“I am writing this for you.
My enemy.
My friend.
You know, already, you must know.
You have lost”(1).
What an opening, and oh boy, what a book.
The premise of THE FIRST FIFTEEN LIVES OF HARRY AUGUST by Claire North is basically that of the movie “Groundhog Day”, but turned up to 11. Certain individuals have the ability to live their lives over and over and over. They journey from birth to death and are then reborn to do it again, retaining their knowledge and awareness of previous loops. No two loops are identical, but history does generally proceed as we know it to do–unless someone with this accumulated knowledge of centuries of lives decides to change it.
This book ticks off all the boxes of Holly’s Requirements for an Excellent Story. There is excellent story-telling craft, both on a sentence and a structural level. North took a complicated, cyclical kind of story and told it in the most wavy, non-linear way possible–and yet it is completely readable. This is writing with the difficulty on HIGH and North completely nails it.

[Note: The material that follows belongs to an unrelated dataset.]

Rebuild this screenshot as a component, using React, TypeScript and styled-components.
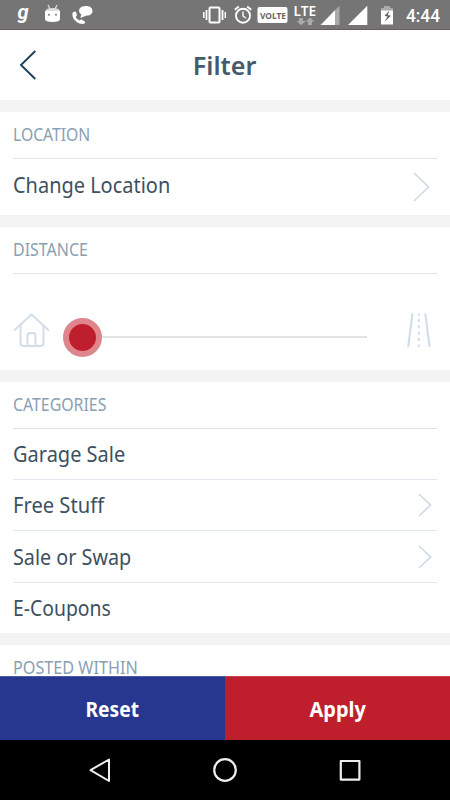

AUGUST a time travel story that avoids many tropes of the genre. It’s really not about physical time travel but rather the spread of anachronistic ideas forward and backward across the continuum. It’s also the perfect marriage of fast-paced and thrilling with wells of deep thoughtfulness and intelligence, bordering on the philosophical.

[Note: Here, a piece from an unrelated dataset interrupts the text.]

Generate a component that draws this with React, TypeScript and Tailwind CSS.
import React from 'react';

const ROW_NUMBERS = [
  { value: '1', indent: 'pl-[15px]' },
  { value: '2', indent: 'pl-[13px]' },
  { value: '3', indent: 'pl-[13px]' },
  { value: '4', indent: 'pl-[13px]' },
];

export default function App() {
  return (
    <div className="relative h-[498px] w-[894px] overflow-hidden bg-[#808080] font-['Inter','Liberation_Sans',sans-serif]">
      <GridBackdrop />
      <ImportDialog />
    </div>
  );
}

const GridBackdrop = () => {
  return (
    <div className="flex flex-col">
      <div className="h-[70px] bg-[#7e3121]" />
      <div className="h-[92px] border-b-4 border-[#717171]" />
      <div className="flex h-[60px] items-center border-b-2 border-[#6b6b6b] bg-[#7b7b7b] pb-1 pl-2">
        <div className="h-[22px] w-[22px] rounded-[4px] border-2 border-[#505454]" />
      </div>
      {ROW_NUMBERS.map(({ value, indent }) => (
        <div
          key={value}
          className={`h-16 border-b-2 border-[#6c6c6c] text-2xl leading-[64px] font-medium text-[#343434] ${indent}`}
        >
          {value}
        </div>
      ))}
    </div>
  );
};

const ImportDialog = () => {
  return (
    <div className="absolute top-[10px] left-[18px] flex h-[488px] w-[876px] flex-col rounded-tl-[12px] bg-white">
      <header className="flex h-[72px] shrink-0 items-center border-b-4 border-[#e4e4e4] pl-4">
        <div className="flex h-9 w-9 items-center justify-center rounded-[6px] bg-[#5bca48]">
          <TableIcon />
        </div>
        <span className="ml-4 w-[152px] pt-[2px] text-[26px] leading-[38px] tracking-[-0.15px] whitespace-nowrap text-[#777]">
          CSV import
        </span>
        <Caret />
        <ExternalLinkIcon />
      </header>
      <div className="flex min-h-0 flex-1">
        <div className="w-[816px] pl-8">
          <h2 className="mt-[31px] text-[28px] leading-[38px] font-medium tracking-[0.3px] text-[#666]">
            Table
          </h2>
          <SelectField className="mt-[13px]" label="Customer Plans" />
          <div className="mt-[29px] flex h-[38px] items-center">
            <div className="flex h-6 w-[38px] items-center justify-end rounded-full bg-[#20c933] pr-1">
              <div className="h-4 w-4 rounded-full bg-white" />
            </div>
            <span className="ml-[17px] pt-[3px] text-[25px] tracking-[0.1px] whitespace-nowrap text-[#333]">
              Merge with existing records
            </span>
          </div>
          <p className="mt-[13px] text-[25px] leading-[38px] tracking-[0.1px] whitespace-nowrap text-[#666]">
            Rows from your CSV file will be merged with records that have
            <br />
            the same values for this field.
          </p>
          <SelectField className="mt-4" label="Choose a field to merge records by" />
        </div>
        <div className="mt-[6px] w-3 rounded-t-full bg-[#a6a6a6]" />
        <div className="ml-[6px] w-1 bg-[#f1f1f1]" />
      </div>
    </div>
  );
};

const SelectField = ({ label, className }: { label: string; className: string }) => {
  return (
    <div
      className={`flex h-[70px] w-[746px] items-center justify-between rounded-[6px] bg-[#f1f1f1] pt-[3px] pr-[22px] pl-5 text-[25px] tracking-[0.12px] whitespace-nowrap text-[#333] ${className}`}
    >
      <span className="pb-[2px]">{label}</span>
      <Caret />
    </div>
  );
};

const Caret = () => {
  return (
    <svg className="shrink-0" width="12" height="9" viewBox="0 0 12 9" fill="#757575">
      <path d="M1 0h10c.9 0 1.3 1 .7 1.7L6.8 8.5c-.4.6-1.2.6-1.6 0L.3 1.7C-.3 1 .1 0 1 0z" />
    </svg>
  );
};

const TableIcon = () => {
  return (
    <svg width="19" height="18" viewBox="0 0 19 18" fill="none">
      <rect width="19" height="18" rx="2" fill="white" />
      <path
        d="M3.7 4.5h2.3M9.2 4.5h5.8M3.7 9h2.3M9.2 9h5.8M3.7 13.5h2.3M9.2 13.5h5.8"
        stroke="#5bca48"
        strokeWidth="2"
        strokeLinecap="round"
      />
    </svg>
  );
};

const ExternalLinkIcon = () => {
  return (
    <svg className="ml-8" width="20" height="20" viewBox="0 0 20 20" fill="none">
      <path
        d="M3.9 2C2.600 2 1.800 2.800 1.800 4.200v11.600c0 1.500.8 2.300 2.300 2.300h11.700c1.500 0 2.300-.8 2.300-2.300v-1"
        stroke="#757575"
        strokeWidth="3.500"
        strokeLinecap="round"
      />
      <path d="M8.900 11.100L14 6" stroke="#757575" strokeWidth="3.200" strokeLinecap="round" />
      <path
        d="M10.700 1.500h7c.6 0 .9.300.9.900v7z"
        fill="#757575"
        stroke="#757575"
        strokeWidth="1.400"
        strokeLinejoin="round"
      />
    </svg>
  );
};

The characters are real and nuanced, especially including the best supervillian I’ve encountered outside of a B spy movie….ever. I consider [REDACTED] to be a ‘supervillian’ in that his plan basically involves destroying the world and ultimate power. And while his science is a titch hand-wavy, he’s a grounded and sympathetic character…ya know, in addition to his psychopathic tendencies. The title character Harry August comes off a little detached sometimes, but to me that’s a perfectly understandable reaction to multiple lifetimes of trauma.When death is no longer the ultimate fear, chronic pain and memory loss become much scarier.

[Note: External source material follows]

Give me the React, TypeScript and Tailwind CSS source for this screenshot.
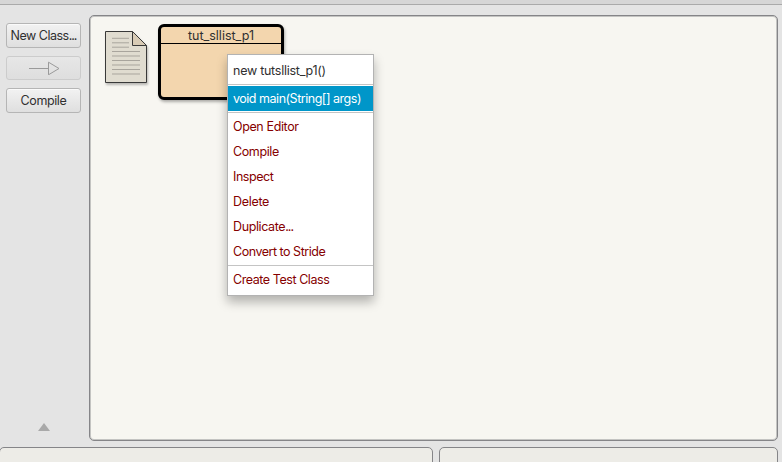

Lastly, the suspense is incredible. The first half is intriguing and flows between situations from Harry’s first few lives to set-up the main conflict and the rules, and then the second half deals mostly with the villain. I had no idea what the outcome would be until five pages before the end of the book. FIVE PAGES. It really could have gone either way. That’s suspense and tension done superbly, ladies and gentlemen.
I don’t want to say much more about this book, for fear that I will give something away that you, dear reader, should discover on your own. Short answer? I loved it. Go read this book, and Claire North’s other title TOUCH, a body-snatching thriller I read earlier this year and also thoroughly enjoyed.
I leave you, like the book, with this thought:
“We will not be gods, you or I” (405).
Go find it on Amazon, B&N, your local library, and elsewhere.
(Side note: The villains’ names all begin with ‘V’. What is it with villains and the letter V, across all media???)